George Soros Money Trail


650,000 Dead… NOT

This, of course is old news, but the new twist is that Soros paid for it. I want to here point out the Drudge Report (props) here. Another blow to the Lefties! Aaawwww, poor little liberal… here, have a “sucker” (i.e., Obama)

From The Sunday Times

January 13, 2008

Anti-war Soros funded Iraq study

Brendan Montague

A STUDY that claimed 650,000 people were killed as a result of the invasion of Iraq was partly funded by the antiwar billionaire George Soros.

Soros, 77, provided almost half the £50,000 cost of the research, which appeared in The Lancet, the medical journal. Its claim was 10 times higher than consensus estimates of the number of war dead.

The study, published in 2006, was hailed by antiwar campaigners as evidence of the scale of the disaster caused by the invasion, but Downing Street and President George Bush challenged its methodology.

New research published by The New England Journal of Medicine estimates that 151,000 people - less than a quarter of The Lancet estimate - have died since the invasion in 2003.

“The authors should have disclosed the [Soros] donation and for many people that would have been a disqualifying factor in terms of publishing the research,” said Michael Spagat, economics professor at Royal Holloway, University of London.

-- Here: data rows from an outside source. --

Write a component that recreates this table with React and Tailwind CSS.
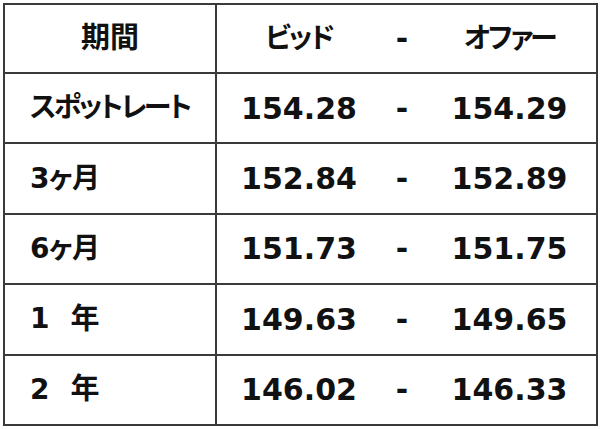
import React from "react";

const rows = [
  { term: "スポットレート", cls: "text-[28px] tracking-[-2.5px]", bid: "154.28", offer: "154.29" },
  { term: "3ヶ月", cls: "text-[28px] tracking-[-0.5px]", bid: "152.84", offer: "152.89" },
  { term: "6ヶ月", cls: "text-[28px] tracking-[-0.5px]", bid: "151.73", offer: "151.75" },
  { term: "1 年", cls: "text-[28px]", bid: "149.63", offer: "149.65" },
  { term: "2 年", cls: "text-[28px]", bid: "146.02", offer: "146.33" },
];

const font = "font-['DejaVu_Sans','Noto_Sans_CJK_JP',sans-serif] font-bold [font-feature-settings:'palt']";

const RightCell = ({ children }) => (
  <div className="bg-white flex items-center text-[30px]">{children}</div>
);

const App = () => {
  return (
    <div className={`w-[600px] h-[429px] bg-white pt-[3px] pl-[3px] text-[#111] ${font}`}>
      <div className="w-[595px] h-[423px] p-[2px] gap-[2px] bg-[#3a3a3a] grid grid-cols-[210px_1fr] grid-rows-[67px_repeat(5,1fr)]">
        {/* Header */}
        <div className="bg-white flex items-center justify-center text-[29px]">期間</div>
        <RightCell>
          <div className="w-[164px] text-center text-[28px] tracking-[-2px]">ビッド</div>
          <div className="w-[42px] text-center">-</div>
          <div className="flex-1 text-center text-[28px] tracking-[-2.5px]">オファー</div>
        </RightCell>

        {rows.map((r) => {
          const [a, b] = r.term.split(" ");
          return (
            <React.Fragment key={r.term}>
              <div className={`bg-white flex items-center pl-[25px] ${r.cls}`}>
                <span>{a}</span>
                {b && <span className="ml-[21px] text-[29px]">{b}</span>}
              </div>
              <RightCell>
                <div className="w-[164px] text-center">{r.bid}</div>
                <div className="w-[42px] text-center">-</div>
                <div className="flex-1 text-center">{r.offer}</div>
              </RightCell>
            </React.Fragment>
          );
        })}
      </div>
    </div>
  );
};

export default App;
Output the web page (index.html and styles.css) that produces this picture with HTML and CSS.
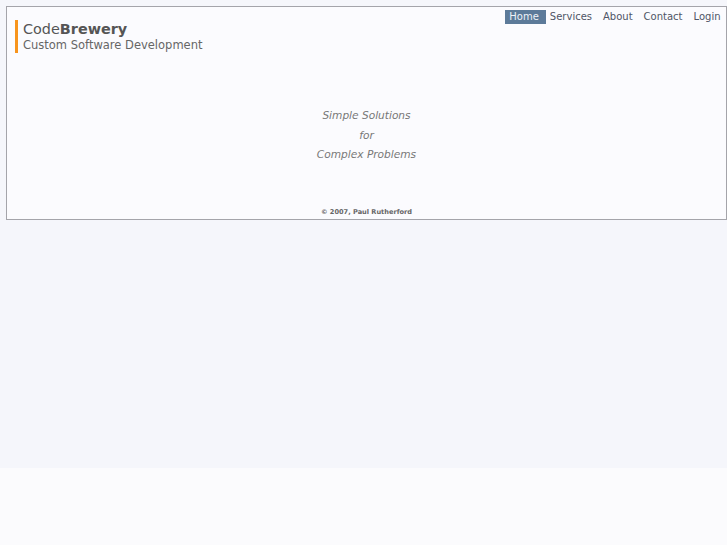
FILE: index.html
```html
<!DOCTYPE html>
<html>
<head>
<meta charset="utf-8">
<title>CodeBrewery</title>
<link rel="stylesheet" href="styles.css">
</head>
<body>
<div class="bg">
  <div class="page">
    <header class="header">
      <div class="brand">
        <div class="logo">Code<b>Brewery</b></div>
        <div class="sub">Custom Software Development</div>
      </div>
      <nav class="nav">
        <a class="active" href="#">Home</a>
        <a href="#">Services</a>
        <a href="#">About</a>
        <a href="#">Contact</a>
        <a href="#">Login</a>
      </nav>
    </header>
    <main class="tagline">
      <p>Simple Solutions</p>
      <p>for</p>
      <p>Complex Problems</p>
    </main>
    <footer class="footer">© 2007, Paul Rutherford</footer>
  </div>
</div>
</body>
</html>
```
FILE: styles.css
```css
html { background: #fbfbfd; }
body { margin: 0; font-family: "DejaVu Sans", Verdana, sans-serif; }
.bg { background: #f5f6fb; height: 468px; padding: 6px 0 0 6px; box-sizing: border-box; }
.page { background: #fbfbfe; border: 1px solid #a4a4aa; height: 214px; box-sizing: border-box; display: flex; flex-direction: column; }
.header { display: flex; justify-content: space-between; align-items: flex-start; padding: 3px 0 0 8px; }
.brand { margin-top: 10px; border-left: 3px solid #f7941d; padding: 0 0 0 5px; height: 33px; }
.logo { font-size: 14.4px; color: #555; line-height: 17px; padding-top: 1px; }
.logo b { font-weight: bold; }
.sub { font-size: 11.5px; color: #666; line-height: 14px; }
.nav { display: flex; }
.nav a { font-size: 10px; color: #4f5566; text-decoration: none; padding: 0 5.5px; line-height: 14px; }
.nav a.active { background: #5c7a99; color: #eef2f7; padding: 0 7px 0 4px; margin-right: -1.5px; }
.tagline { text-align: center; font-style: italic; color: #777; font-size: 10.6px; line-height: 19.5px; margin-top: 53px; }
.tagline p { margin: 0; }
.footer { margin-top: auto; text-align: center; font-size: 6.6px; font-weight: bold; color: #666; padding-bottom: 2px; line-height: 10px; }
```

The Lancet study was commissioned by the Massachusetts Institute of Technology (MIT) and led by Les Roberts, an associate professor and epidemiologist at Columbia University. He reportedly opposed the war from the outset.

His team surveyed 1,849 homes at 47 sites across Iraq, asking people about births, deaths and migration in their households.

Professor John Tirman of MIT said this weekend that $46,000 (£23,000) of the approximate £50,000 cost of the study had come from Soros’s Open Society Institute.